> _Problem to solve_: Select each line where the word "this" appears.

> _Dataset rows_:
-----

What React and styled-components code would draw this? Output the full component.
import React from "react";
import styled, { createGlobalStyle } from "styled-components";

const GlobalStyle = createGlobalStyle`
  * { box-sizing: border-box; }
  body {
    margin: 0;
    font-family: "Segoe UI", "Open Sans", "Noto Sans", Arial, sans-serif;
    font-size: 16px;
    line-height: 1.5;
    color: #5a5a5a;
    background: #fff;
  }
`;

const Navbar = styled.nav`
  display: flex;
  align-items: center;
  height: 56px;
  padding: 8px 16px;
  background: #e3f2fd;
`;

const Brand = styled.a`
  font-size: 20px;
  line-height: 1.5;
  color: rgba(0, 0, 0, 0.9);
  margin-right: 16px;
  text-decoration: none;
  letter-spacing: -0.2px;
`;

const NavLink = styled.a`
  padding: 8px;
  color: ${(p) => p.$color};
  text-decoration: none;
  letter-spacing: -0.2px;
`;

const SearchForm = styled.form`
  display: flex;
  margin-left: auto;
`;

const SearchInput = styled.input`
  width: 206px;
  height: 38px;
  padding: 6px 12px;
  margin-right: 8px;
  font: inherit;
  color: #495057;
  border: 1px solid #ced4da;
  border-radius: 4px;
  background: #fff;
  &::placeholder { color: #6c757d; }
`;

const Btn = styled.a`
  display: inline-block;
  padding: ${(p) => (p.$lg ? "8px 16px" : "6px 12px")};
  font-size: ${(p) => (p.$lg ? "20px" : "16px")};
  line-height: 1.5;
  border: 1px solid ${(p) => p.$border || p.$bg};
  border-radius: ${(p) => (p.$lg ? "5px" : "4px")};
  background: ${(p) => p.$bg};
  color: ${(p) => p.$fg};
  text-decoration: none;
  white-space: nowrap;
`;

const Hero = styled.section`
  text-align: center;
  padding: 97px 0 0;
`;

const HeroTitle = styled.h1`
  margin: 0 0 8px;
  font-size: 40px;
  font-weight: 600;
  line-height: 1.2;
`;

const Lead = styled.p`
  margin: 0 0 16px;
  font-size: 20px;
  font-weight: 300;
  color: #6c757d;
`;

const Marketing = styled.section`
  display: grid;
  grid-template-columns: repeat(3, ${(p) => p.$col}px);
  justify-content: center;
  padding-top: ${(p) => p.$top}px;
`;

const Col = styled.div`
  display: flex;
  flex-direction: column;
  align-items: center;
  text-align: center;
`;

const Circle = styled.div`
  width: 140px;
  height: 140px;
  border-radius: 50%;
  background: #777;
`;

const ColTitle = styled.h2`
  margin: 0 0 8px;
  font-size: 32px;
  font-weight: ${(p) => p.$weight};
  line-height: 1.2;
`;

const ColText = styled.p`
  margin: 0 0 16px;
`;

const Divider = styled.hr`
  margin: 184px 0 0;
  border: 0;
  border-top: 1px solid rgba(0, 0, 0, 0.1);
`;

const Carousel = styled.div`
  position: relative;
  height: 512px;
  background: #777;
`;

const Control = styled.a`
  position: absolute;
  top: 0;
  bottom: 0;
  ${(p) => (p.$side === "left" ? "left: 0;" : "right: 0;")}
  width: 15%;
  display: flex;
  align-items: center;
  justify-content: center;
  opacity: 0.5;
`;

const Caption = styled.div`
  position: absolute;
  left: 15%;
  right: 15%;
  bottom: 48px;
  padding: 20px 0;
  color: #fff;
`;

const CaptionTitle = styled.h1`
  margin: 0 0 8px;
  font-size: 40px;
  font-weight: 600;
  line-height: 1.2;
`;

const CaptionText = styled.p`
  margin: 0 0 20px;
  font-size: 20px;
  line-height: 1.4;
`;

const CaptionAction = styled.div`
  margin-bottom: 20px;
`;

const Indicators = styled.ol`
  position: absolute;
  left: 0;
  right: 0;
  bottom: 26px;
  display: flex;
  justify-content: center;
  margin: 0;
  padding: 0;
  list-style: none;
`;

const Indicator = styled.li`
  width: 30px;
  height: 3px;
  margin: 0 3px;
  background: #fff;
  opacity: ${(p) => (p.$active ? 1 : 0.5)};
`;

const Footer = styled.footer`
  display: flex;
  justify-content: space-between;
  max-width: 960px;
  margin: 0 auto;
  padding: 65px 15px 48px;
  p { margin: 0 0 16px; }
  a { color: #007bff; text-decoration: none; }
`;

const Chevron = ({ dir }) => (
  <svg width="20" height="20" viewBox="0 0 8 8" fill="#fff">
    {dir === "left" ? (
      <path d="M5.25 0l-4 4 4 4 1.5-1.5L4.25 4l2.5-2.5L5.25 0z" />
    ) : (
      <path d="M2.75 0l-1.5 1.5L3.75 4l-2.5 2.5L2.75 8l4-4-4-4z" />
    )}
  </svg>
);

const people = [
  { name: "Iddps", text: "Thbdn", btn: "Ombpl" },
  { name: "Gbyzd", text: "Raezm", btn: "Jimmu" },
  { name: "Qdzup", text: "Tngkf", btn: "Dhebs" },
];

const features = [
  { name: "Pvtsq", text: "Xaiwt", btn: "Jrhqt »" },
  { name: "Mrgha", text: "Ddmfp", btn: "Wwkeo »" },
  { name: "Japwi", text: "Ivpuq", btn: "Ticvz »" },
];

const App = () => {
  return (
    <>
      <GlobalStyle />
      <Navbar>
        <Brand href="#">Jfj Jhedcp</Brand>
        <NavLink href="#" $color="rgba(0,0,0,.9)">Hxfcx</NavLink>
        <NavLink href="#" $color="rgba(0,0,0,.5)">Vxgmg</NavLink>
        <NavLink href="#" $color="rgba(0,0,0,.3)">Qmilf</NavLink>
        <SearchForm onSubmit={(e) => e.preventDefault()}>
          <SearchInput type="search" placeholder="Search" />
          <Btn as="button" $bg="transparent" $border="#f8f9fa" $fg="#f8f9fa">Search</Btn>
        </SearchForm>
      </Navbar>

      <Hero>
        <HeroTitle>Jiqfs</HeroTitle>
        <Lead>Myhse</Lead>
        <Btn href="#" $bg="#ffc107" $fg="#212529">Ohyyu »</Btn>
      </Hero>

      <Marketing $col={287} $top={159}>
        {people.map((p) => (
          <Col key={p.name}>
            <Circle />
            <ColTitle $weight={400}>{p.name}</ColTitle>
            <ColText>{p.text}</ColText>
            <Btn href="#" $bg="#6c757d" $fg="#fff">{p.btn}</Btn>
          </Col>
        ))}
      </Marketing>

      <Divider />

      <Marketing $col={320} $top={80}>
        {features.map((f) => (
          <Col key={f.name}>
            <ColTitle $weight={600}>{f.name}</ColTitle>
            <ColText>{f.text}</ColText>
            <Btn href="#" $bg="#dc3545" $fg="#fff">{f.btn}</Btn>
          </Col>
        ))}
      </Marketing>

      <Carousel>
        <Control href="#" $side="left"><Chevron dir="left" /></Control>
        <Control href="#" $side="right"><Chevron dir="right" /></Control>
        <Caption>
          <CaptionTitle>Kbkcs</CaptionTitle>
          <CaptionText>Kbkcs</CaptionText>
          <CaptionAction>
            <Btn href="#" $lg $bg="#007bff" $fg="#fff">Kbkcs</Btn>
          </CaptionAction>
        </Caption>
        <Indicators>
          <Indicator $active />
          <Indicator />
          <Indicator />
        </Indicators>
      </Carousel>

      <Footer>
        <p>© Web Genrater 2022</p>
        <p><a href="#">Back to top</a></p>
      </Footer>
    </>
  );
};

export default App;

-----

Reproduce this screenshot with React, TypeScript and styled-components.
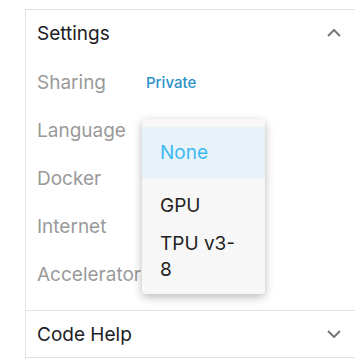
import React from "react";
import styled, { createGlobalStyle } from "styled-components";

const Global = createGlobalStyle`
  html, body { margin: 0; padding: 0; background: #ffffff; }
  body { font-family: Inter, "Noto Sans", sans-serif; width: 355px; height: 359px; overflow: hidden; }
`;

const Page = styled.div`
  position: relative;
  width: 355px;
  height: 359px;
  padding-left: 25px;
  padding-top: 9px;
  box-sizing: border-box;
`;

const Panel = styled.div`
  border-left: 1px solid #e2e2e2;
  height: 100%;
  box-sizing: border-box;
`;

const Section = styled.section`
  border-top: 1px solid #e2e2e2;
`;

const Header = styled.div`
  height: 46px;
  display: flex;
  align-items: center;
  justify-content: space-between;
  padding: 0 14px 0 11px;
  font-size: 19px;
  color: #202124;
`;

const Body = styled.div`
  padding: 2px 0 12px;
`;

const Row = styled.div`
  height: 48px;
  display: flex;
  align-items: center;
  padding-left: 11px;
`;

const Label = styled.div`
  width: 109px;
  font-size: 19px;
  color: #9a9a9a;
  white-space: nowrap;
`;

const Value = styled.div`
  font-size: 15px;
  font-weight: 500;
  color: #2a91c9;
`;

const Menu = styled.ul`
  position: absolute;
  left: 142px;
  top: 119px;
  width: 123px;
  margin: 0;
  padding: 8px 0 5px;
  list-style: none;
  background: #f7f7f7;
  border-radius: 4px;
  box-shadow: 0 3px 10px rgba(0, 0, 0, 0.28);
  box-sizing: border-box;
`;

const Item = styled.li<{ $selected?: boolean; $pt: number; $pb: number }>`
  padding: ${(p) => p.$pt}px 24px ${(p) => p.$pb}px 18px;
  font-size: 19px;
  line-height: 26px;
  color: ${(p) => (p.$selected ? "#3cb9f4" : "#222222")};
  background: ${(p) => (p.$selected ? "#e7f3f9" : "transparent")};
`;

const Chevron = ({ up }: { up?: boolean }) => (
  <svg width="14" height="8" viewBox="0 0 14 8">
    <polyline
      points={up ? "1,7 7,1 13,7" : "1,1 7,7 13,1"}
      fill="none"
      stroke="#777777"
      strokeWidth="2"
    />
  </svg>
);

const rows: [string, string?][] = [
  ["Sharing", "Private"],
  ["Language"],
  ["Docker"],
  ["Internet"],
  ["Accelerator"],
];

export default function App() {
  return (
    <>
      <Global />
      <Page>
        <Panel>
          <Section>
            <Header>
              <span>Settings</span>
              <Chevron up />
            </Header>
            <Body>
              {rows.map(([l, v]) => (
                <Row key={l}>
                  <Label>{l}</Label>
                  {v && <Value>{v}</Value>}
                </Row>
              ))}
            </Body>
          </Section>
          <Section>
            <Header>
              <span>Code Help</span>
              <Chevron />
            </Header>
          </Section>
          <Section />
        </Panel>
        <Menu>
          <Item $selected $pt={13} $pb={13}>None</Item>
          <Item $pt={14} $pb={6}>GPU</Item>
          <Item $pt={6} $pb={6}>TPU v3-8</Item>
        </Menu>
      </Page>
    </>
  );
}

-----

> _In response_:
What React and styled-components code would draw this? Output the full component.
Reproduce this screenshot with React, TypeScript and styled-components.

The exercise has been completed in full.